__WHAT YOU WILL DO__: Return every line below as is, leaving out the pictures.
################
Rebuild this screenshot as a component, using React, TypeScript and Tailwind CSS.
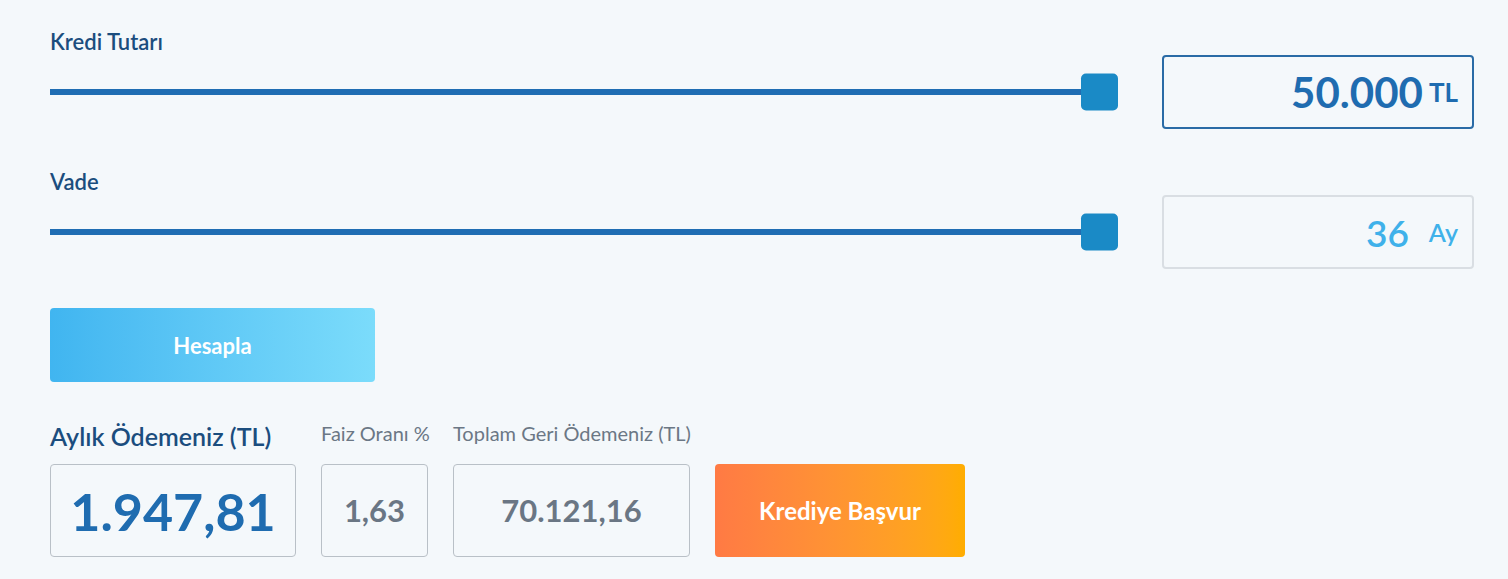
import React from "react";

const font = { fontFamily: "Lato, 'Noto Sans', sans-serif" };

const Slider = () => (
  <div className="relative flex h-[74px] items-center">
    <div className="h-[6px] w-full bg-[#1f6db3]" />
    <div className="absolute right-0 top-1/2 h-[37px] w-[37px] -translate-y-1/2 rounded-[5px] bg-[#1a8ac6]" />
  </div>
);

const App = () => {
  return (
    <div
      className="min-h-screen w-full bg-[#f4f8fb] pl-[50px] pr-[34px] pt-[28px]"
      style={font}
    >
      <div className="flex items-end gap-[44px]">
        <div className="flex-1">
          <p className="h-[27px] text-[22px] font-semibold leading-[27px] text-[#1b4d7e]">
            Kredi Tutarı
          </p>
          <Slider />
        </div>
        <div className="flex h-[74px] w-[312px] items-center justify-end gap-[6px] rounded-[4px] border-2 border-[#2a6ba6] pr-[14px]">
          <span className="text-[42px] font-bold leading-none text-[#1f6cb0]">
            50.000
          </span>
          <span className="text-[26px] font-bold leading-none text-[#1f6cb0]">
            TL
          </span>
        </div>
      </div>

      <div className="mt-[39px] flex items-end gap-[44px]">
        <div className="flex-1">
          <p className="h-[27px] text-[22px] font-semibold leading-[27px] text-[#1b4d7e]">
            Vade
          </p>
          <Slider />
        </div>
        <div className="flex h-[74px] w-[312px] items-center justify-end gap-[20px] rounded-[4px] border-2 border-[#d9dee3] pr-[14px]">
          <span className="text-[37px] font-semibold leading-none text-[#3fb1ea]">
            36
          </span>
          <span className="text-[25px] font-semibold leading-none text-[#3fb1ea]">
            Ay
          </span>
        </div>
      </div>

      <button className="mt-[39px] flex h-[74px] w-[325px] items-center justify-center rounded-[4px] bg-gradient-to-r from-[#40b5f0] to-[#7bdcfb] text-[22px] font-bold text-white">
        Hesapla
      </button>

      <div className="mt-[38px] flex items-end gap-[25px]">
        <div className="w-[246px]">
          <p className="h-[44px] whitespace-nowrap text-[25px] font-semibold leading-[32px] text-[#1b4d7e]">
            Aylık Ödemeniz (TL)
          </p>
          <div className="flex h-[93px] items-center justify-center rounded-[4px] border border-[#b9c0c7]">
            <span className="text-[52px] font-bold leading-none text-[#1f6cb0]">
              1.947,81
            </span>
          </div>
        </div>
        <div className="w-[107px]">
          <p className="h-[44px] whitespace-nowrap text-[20px] leading-[26px] text-[#6b7785]">
            Faiz Oranı %
          </p>
          <div className="flex h-[93px] items-center justify-center rounded-[4px] border border-[#b9c0c7]">
            <span className="text-[31px] font-bold leading-none text-[#6a7684]">
              1,63
            </span>
          </div>
        </div>
        <div className="w-[237px]">
          <p className="h-[44px] whitespace-nowrap text-[20px] leading-[26px] text-[#6b7785]">
            Toplam Geri Ödemeniz (TL)
          </p>
          <div className="flex h-[93px] items-center justify-center rounded-[4px] border border-[#b9c0c7]">
            <span className="text-[31px] font-bold leading-none text-[#6a7684]">
              70.121,16
            </span>
          </div>
        </div>
        <button className="flex h-[93px] w-[250px] items-center justify-center rounded-[4px] bg-gradient-to-r from-[#ff7a44] to-[#ffad00] text-[24px] font-bold text-white">
          Krediye Başvur
        </button>
      </div>
    </div>
  );
};

export default App;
################
__EXERCISE RESPONSE__:
Rebuild this screenshot as a component, using React, TypeScript and Tailwind CSS.
import React from "react";

const font = { fontFamily: "Lato, 'Noto Sans', sans-serif" };

const Slider = () => (
  <div className="relative flex h-[74px] items-center">
    <div className="h-[6px] w-full bg-[#1f6db3]" />
    <div className="absolute right-0 top-1/2 h-[37px] w-[37px] -translate-y-1/2 rounded-[5px] bg-[#1a8ac6]" />
  </div>
);

const App = () => {
  return (
    <div
      className="min-h-screen w-full bg-[#f4f8fb] pl-[50px] pr-[34px] pt-[28px]"
      style={font}
    >
      <div className="flex items-end gap-[44px]">
        <div className="flex-1">
          <p className="h-[27px] text-[22px] font-semibold leading-[27px] text-[#1b4d7e]">
            Kredi Tutarı
          </p>
          <Slider />
        </div>
        <div className="flex h-[74px] w-[312px] items-center justify-end gap-[6px] rounded-[4px] border-2 border-[#2a6ba6] pr-[14px]">
          <span className="text-[42px] font-bold leading-none text-[#1f6cb0]">
            50.000
          </span>
          <span className="text-[26px] font-bold leading-none text-[#1f6cb0]">
            TL
          </span>
        </div>
      </div>

      <div className="mt-[39px] flex items-end gap-[44px]">
        <div className="flex-1">
          <p className="h-[27px] text-[22px] font-semibold leading-[27px] text-[#1b4d7e]">
            Vade
          </p>
          <Slider />
        </div>
        <div className="flex h-[74px] w-[312px] items-center justify-end gap-[20px] rounded-[4px] border-2 border-[#d9dee3] pr-[14px]">
          <span className="text-[37px] font-semibold leading-none text-[#3fb1ea]">
            36
          </span>
          <span className="text-[25px] font-semibold leading-none text-[#3fb1ea]">
            Ay
          </span>
        </div>
      </div>

      <button className="mt-[39px] flex h-[74px] w-[325px] items-center justify-center rounded-[4px] bg-gradient-to-r from-[#40b5f0] to-[#7bdcfb] text-[22px] font-bold text-white">
        Hesapla
      </button>

      <div className="mt-[38px] flex items-end gap-[25px]">
        <div className="w-[246px]">
          <p className="h-[44px] whitespace-nowrap text-[25px] font-semibold leading-[32px] text-[#1b4d7e]">
            Aylık Ödemeniz (TL)
          </p>
          <div className="flex h-[93px] items-center justify-center rounded-[4px] border border-[#b9c0c7]">
            <span className="text-[52px] font-bold leading-none text-[#1f6cb0]">
              1.947,81
            </span>
          </div>
        </div>
        <div className="w-[107px]">
          <p className="h-[44px] whitespace-nowrap text-[20px] leading-[26px] text-[#6b7785]">
            Faiz Oranı %
          </p>
          <div className="flex h-[93px] items-center justify-center rounded-[4px] border border-[#b9c0c7]">
            <span className="text-[31px] font-bold leading-none text-[#6a7684]">
              1,63
            </span>
          </div>
        </div>
        <div className="w-[237px]">
          <p className="h-[44px] whitespace-nowrap text-[20px] leading-[26px] text-[#6b7785]">
            Toplam Geri Ödemeniz (TL)
          </p>
          <div className="flex h-[93px] items-center justify-center rounded-[4px] border border-[#b9c0c7]">
            <span className="text-[31px] font-bold leading-none text-[#6a7684]">
              70.121,16
            </span>
          </div>
        </div>
        <button className="flex h-[93px] w-[250px] items-center justify-center rounded-[4px] bg-gradient-to-r from-[#ff7a44] to-[#ffad00] text-[24px] font-bold text-white">
          Krediye Başvur
        </button>
      </div>
    </div>
  );
};

export default App;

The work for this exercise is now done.